Shares in Sainsbury’s rocketed yesterday amid speculation it could be gobbled up by private equity.

New York-based takeover firm Apollo is said to be circling the supermarket, weighing a bid of more than £7 billion or 300 pence per share.

Apollo has been in the market for a UK supermarket for the past few years, losing to the Issa brothers and TDR Capital in the battle for Asda last year.

New York-based takeover firm Apollo is said to be circling Sainsbury’s and is considering an offer of more than £7 billion or 300 pence per share

Sainsbury’s is attractive to US bidders because of the supermarket’s large real estate portfolio in the Southeast.

The grocer built the real estate empire under John Sainsbury, who went shopping in the Home Counties in the 1970s and 1980s.

Clive Black, an analyst at Shore Capital, said, “The real estate portfolio is to die for in the Southeast. The deals under John Sainsbury were fantastic.’

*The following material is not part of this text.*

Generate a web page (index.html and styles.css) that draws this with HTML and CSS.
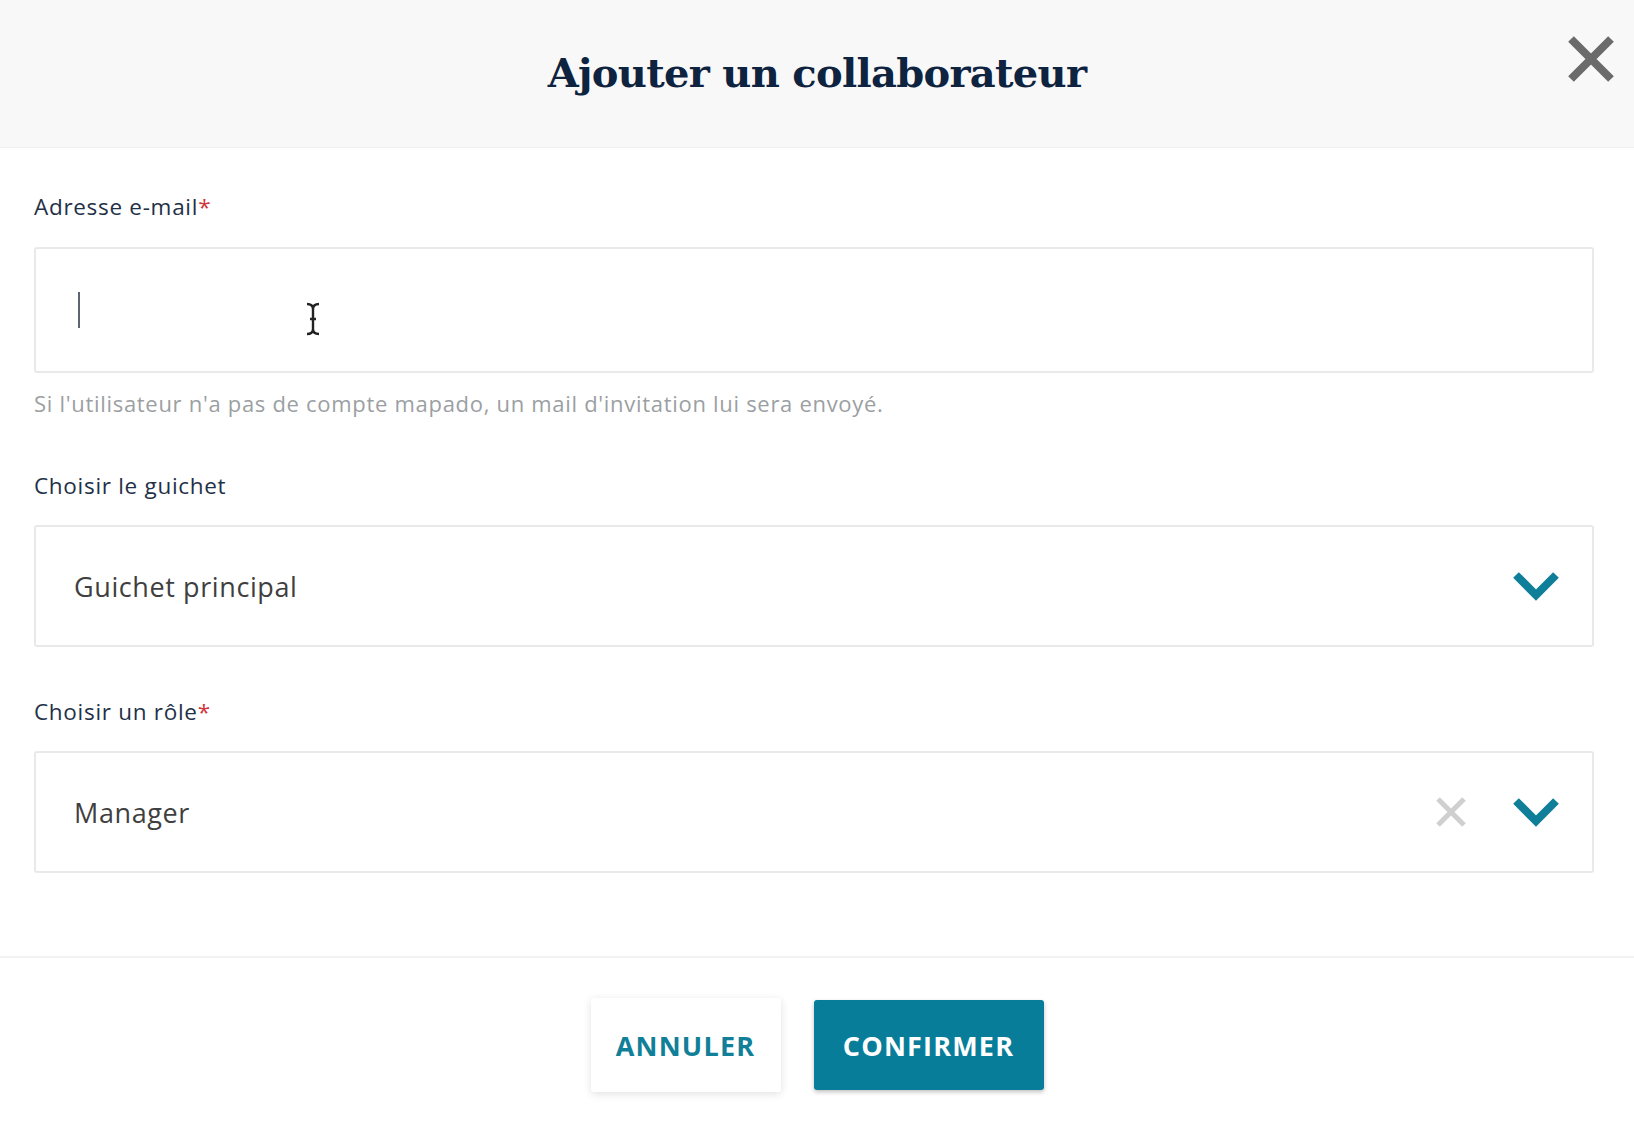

Another private equity house known to be circling Sainsbury’s is CVC Capital.

In 2016, CVC, the Qatar Investment Authority and Canadian real estate group Brookfield made detailed plans to make an offer for the supermarket.

Plans were at an advanced stage and former ITV chairman Archie Norman was slated to become chairman if the takeover went through.

The new takeover talk sent Sainsbury’s shares up 15.4 percent or 45.3p to 340p, although some were quick to cast cold water on a potential deal.

Apollo remains interested in Morrisons, which CD&R and Fortress are fighting over.

Apollo wants to join forces with Fortress and form a consortium for the supermarket.

City sources said talks between Fortress and Apollo for Morrisons are ongoing and remain the number one priority for Apollo at this stage. “Apollo won’t be running until we find out what happened to Morrisons,” the source said.

A deal for Sainsbury’s can also be complicated for Apollo. Earlier this year, Vesa Equity Investment, the company co-founded by Czech entrepreneur Daniel Kretinsky, increased its stake in Sainsbury’s to 10 percent.

Other major shareholders in the company are Qatar Holdings, which has a 14 percent stake.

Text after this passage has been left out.